What in the world is
this guy talking about? I took a deep breath and prepared myself for one of the most
absurd and disappointing performances I had ever seen. The lights went down, the
band took the stage, and then the music started. What followed was pure..brilliance.
I realized that I was
completely wrong about how I had envisioned what this show at Lincoln Center would
be like. The band can't be blamed for their fans, the guy who writes their blurb
in the program, or the opening band's inadequacies. The only thing that Sonic Youth
were wholly responsible for was their own performance and they lived up to this responsibility
fully. They were everything that makes my three favorite Sonic Youth albums (Daydream
Nation, Sister, and Evol) not just great experimental rock records, but great rock
and roll records. It was pop music turned inside out, 4/4 drum beats played in reverse;
guitar playing that realized it is not about how many notes you can play in a certain
amount of time, but that it's about playing the right notes at the right times; that
it is about tone and not about volume.
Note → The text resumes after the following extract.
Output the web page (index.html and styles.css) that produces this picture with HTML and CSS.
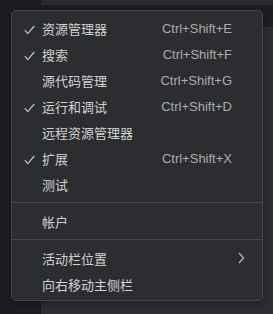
FILE: index.html
```html
<!DOCTYPE html>
<html lang="zh">
<head>
<meta charset="utf-8">
<link rel="stylesheet" href="styles.css">
</head>
<body>
<div class="app">
  <div class="activity"></div>
  <div class="main">
    <div class="topstrip"></div>
    <div class="tabs"></div>
    <div class="editor"></div>
  </div>
</div>
<div class="menu">
  <div class="item"><span class="check"><svg width="11" height="10" viewBox="0 0 11 10"><path d="M0.8 5.2 L3.8 8.6 L10.3 1" fill="none" stroke="#c4c4c4" stroke-width="1.2"/></svg></span><span class="label">资源管理器</span><span class="key">Ctrl+Shift+E</span><span class="sub"></span></div>
  <div class="item"><span class="check"><svg width="11" height="10" viewBox="0 0 11 10"><path d="M0.8 5.2 L3.8 8.6 L10.3 1" fill="none" stroke="#c4c4c4" stroke-width="1.2"/></svg></span><span class="label">搜索</span><span class="key">Ctrl+Shift+F</span><span class="sub"></span></div>
  <div class="item"><span class="check"></span><span class="label">源代码管理</span><span class="key">Ctrl+Shift+G</span><span class="sub"></span></div>
  <div class="item"><span class="check"><svg width="11" height="10" viewBox="0 0 11 10"><path d="M0.8 5.2 L3.8 8.6 L10.3 1" fill="none" stroke="#c4c4c4" stroke-width="1.2"/></svg></span><span class="label">运行和调试</span><span class="key">Ctrl+Shift+D</span><span class="sub"></span></div>
  <div class="item"><span class="check"></span><span class="label">远程资源管理器</span><span class="key"></span><span class="sub"></span></div>
  <div class="item"><span class="check"><svg width="11" height="10" viewBox="0 0 11 10"><path d="M0.8 5.2 L3.8 8.6 L10.3 1" fill="none" stroke="#c4c4c4" stroke-width="1.2"/></svg></span><span class="label">扩展</span><span class="key">Ctrl+Shift+X</span><span class="sub"></span></div>
  <div class="item"><span class="check"></span><span class="label">测试</span><span class="key"></span><span class="sub"></span></div>
  <div class="sep"></div>
  <div class="item"><span class="check"></span><span class="label">帐户</span><span class="key"></span><span class="sub"></span></div>
  <div class="sep"></div>
  <div class="item"><span class="check"></span><span class="label">活动栏位置</span><span class="key"></span><span class="sub"><svg width="7" height="12" viewBox="0 0 7 12"><path d="M1 1 L5.6 6 L1 11" fill="none" stroke="#b8b8b8" stroke-width="1.2"/></svg></span></div>
  <div class="item"><span class="check"></span><span class="label">向右移动主侧栏</span><span class="key"></span><span class="sub"></span></div>
</div>
</body>
</html>
```

FILE: styles.css
```css
html, body {
  margin: 0;
  padding: 0;
  width: 273px;
  height: 314px;
  overflow: hidden;
  background: #2b2d30;
  font-family: "Liberation Sans", "Noto Sans CJK SC", sans-serif;
}

.app {
  display: flex;
  width: 273px;
  height: 314px;
}

.activity {
  width: 41px;
  background: #1c1d20;
}

.main {
  flex: 1;
  display: flex;
  flex-direction: column;
}

.topstrip {
  height: 5px;
  background: #2a2b2e;
}

.tabs {
  height: 22px;
  background: #1d1e21;
}

.editor {
  flex: 1;
  background: #2b2d30;
}

.menu {
  position: absolute;
  left: 11px;
  top: 10px;
  width: 252px;
  box-sizing: border-box;
  padding: 5px 0 2px;
  background: #2b2d30;
  border: 1px solid #45474b;
  border-radius: 5px;
  box-shadow: 0 2px 6px rgba(0, 0, 0, 0.35);
}

.item {
  display: grid;
  grid-template-columns: 30px 1fr auto 30px;
  align-items: center;
  height: 26px;
  font-size: 13px;
  color: #d2d2d2;
}

.check {
  display: flex;
  align-items: center;
  padding-left: 12px;
  height: 26px;
  padding-top: 1px;
  box-sizing: border-box;
}

.label {
  white-space: nowrap;
  font-family: "Noto Sans CJK SC", sans-serif;
  line-height: 26px;
  margin-top: -1px;
}

.key {
  color: #acacac;
  white-space: nowrap;
  line-height: 26px;
  margin-top: -1px;
}

.sub {
  display: flex;
  align-items: center;
  padding-left: 6px;
  height: 26px;
  margin-top: -2px;
}

.sep {
  height: 1px;
  background: #45474b;
  margin: 4px 0 6px;
}
```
They played new songs I have never heard before
(some were off the recent SY1 and SY2 E.P.'s) and each song was interesting and was
performed well. The band keep my attention the entire time that they were on the
stage. I wish I could explain just how intense it was to hear a rock band play in
a classical music auditorium. Every note could be heard. For the first time in my
life I could hear the tones of the toms, I could hear how Steve Shelley had his drums
tuned...the drums were not only the back beat of the group, but they became an instrument
of the band carrying on their own melody line just as the guitars were. At Avery
Fisher Hall I was able to hear, for the first time, the Sonic Youth that the band
had always heard in their own heads; the Sonic Youth that Thurston Moore wishes everyone
could hear, as opposed to when they play a some shitty concert hall and parts turn
into mere noise.
Sure there was the Allen
Ginsberg dedication, as well as a pretty poor scat singing attempt by Kim Gordon,
but when the band shut up and played they were one of the best bands I have ever
seen, and one of the best bands every single person in that concert hall had ever
seen. People were starting to get up out of their seats and were walking up the aisles
to the front of the stage. I thought that maybe the concert would end with everyone
out of their seats, Lincoln Center security fighting to get everything under control
- a perfect end to this Sonic Youth show. By the last two songs about a quarter of
the people were up and in front of the stage. I was thinking that it was going to
happen, that the entire audience was going to get up and rush the stage, bridge the
gap between rock and classical, and bring some danger back into rock and roll.
The last note died out,
and everyone started to file out of Avery fisher Hall. There was no stage rush, no
riot, there would be no headlines in tomorrow's news about the "crazed youth
at the Sonic Youth show." On my way out of Lincoln Center I thought again about
how wrong my expectations of this show had been, I thought about how if anyone hadn't
delivered at this show it wasn't Sonic Youth, it was their fans.